Marriage is way f*cking harder with kids.

I remember hearing an interview with Michelle Obama shortly after our first son was born. She likened becoming parents to the stress test that new cars undergo post-production. The one where they strap the car to the thing and shake it so hard that any weakness will surely show itself. A loose part will fly or a little problem will become a bigger one. Whatever it may be, that test will shine an obnoxious, bright light on anything that slipped through the cracks.

I heard this and whooped with laughter. What could be more relatable and true?

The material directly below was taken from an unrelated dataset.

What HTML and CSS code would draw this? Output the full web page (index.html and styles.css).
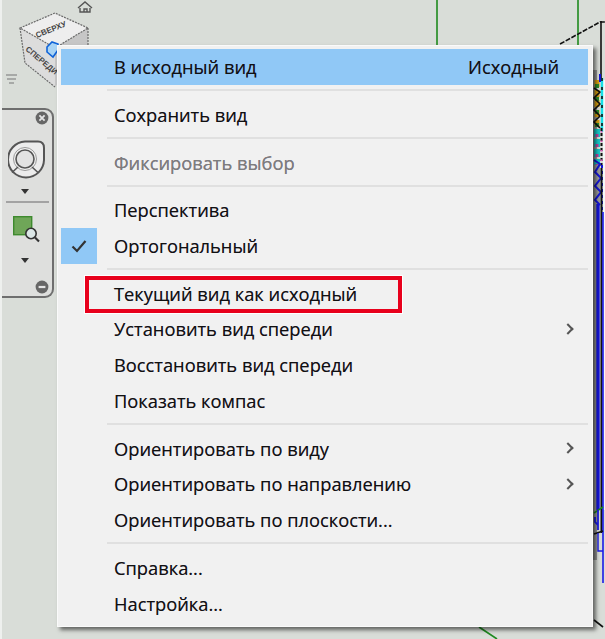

Hi to you, happy and stable couple! Here’s what we’re going to do. For the foreseeable future, you are going to collectively get 4 hours of sleep each night. You’ll both be miserable and exhausted. But no! You can’t rest. For you have a tiny, helpless being that you must care for at every moment of every day. There’s a lot of sh*t to navigate. Keeping another human alive is something neither of you have ever done before, but you’ll figure it out together, right? When you’re both miserable and exhausted? Right.

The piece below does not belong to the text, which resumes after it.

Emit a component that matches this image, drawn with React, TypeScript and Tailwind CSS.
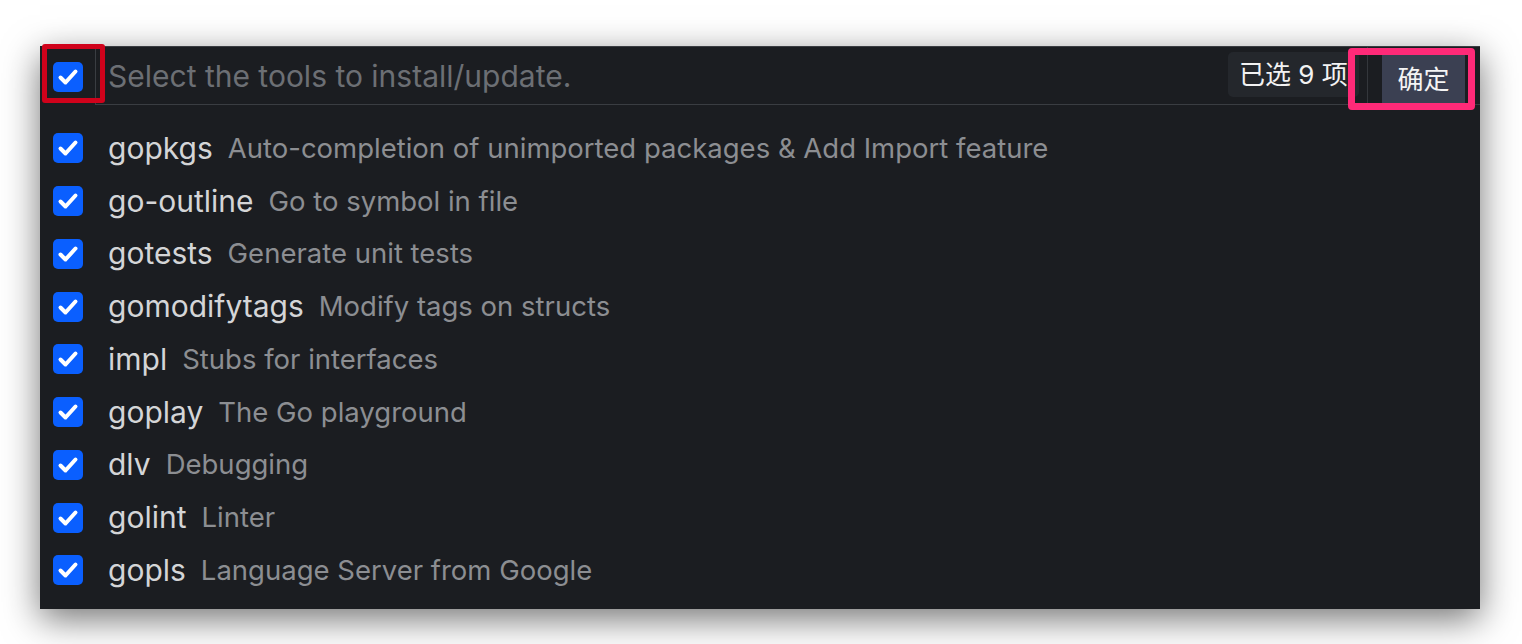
import React from "react";

const TOOLS: [string, string][] = [
  ["gopkgs", "Auto-completion of unimported packages & Add Import feature"],
  ["go-outline", "Go to symbol in file"],
  ["gotests", "Generate unit tests"],
  ["gomodifytags", "Modify tags on structs"],
  ["impl", "Stubs for interfaces"],
  ["goplay", "The Go playground"],
  ["dlv", "Debugging"],
  ["golint", "Linter"],
  ["gopls", "Language Server from Google"],
];

function Check() {
  return (
    <span className="flex h-[30px] w-[30px] shrink-0 items-center justify-center rounded-[5px] bg-[#0a5fff]">
      <svg width="30" height="30" viewBox="0 0 30 30" fill="none">
        <path d="M7.5 15.5 L12.5 20.5 L22.5 9.5" stroke="#fff" strokeWidth="4" strokeLinecap="round" strokeLinejoin="round" />
      </svg>
    </span>
  );
}

export default function App() {
  return (
    <div className="min-h-screen bg-white pt-[40px] pl-[40px]" style={{ fontFamily: "Inter, 'Noto Sans CJK SC', sans-serif" }}>
      <div className="relative h-[563px] w-[1440px] bg-[#1b1d21] shadow-[0_10px_34px_rgba(0,0,0,0.55)]">
        {/* header */}
        <div className="relative mt-[6px] flex h-[59px]">
          <div className="flex w-[55px] shrink-0 items-center pl-[13px] pt-[2px]">
            <Check />
          </div>
          <div className="flex flex-1 items-center border-y border-l border-[#3a3d42] bg-[#1b1d21]">
            <span className="flex-1 pl-[12px] pt-[2px] text-[30px] text-[#6c6f74]">Select the tools to install/update.</span>
            <span className="mb-[3px] flex h-[45px] w-[131px] items-center rounded-[5px] bg-[#24272c] pl-[11px] text-[26px] text-[#f2f2f2]">
              已选 9 项
            </span>
            <span className="ml-[8px] h-full w-px bg-[#34373c]" />
            <div className="flex h-full w-[112px] items-end pl-[14px]">
              <span className="flex h-[49px] w-[83px] items-center justify-center bg-[#3b4052] text-[26px] text-[#f4f4f4]">确定</span>
            </div>
          </div>
          <div className="pointer-events-none absolute left-[2px] top-[-2px] h-[59px] w-[63px] rounded-[3px] border-[5px] border-[#d0021b]" />
          <div className="pointer-events-none absolute left-[1308px] top-[2px] h-[62px] w-[127px] rounded-[4px] border-[7px] border-[#ff2a78]" />
        </div>
        {/* list */}
        <div className="flex flex-col pt-[17px]">
          {TOOLS.map(([name, desc]) => (
            <div key={name} className="flex h-[52.75px] items-center pl-[13px]">
              <Check />
              <span className="ml-[25px] text-[30px] text-[#d4d5d7]">{name}</span>
              <span className="ml-[15px] text-[27.5px] text-[#8c8e92]">{desc}</span>
            </div>
          ))}
        </div>
      </div>
    </div>
  );
}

And not to mention, one of you will likely be healing from birth. And also experiencing the most drastic hormone drop that the human body is capable of. Sounding fun yet?

Hope you practiced your communication skills, because those bad boys are going to be important right now.

Oh and we’ll throw in some resentment. Because one of you will sometimes feel like you’re doing more or carrying a heavier load. All systems and processes that existed in your house before. Your schedule and flow to each day. Donezo. We’re talking new and different across the board.

And don’t forget that big fat gaping void in your time together. Forget intimacy and date night and any semblance of what things were like before, because this baby came to shake. things. up!

Also prepare to see your partner’s childhood laid out before you. Because becoming parents is a bit like taking a time machine back into your own childhood and being faced with the task to heal your inner child or at the very least, stare at it head on and be mildly freaked by it all.

It’s a wild wild period of time — those first months or even years of your child’s life. Because while feeling that stress test shake the crap out of your relationship, you’ll simultaneously feel immense connection and awe of each other. You’ll gaze down at your baby together and feel so darn proud, so hyped on this little human you made. The joy and love will be euphoric. Arguably, just what you’ll need to balance the rough side of it all.

I feel like no one talks about this part. Rarely do I meet a new parent and they say wow this is wild and I’m so in love but like I might also be facing a divorce soon. So I’ll say it out loud. I think this feeling and experience is normal. I think that like many challenging times in a relationship, new parenthood is certainly one of them. I don’t have any unsolicited advice for you. All I have is camaraderie. We’re here too and it sucks sometimes, but we’re riding the wave and finding a reason to laugh through it (usually) and that can feel really good and human.

Hang in there moms and dads.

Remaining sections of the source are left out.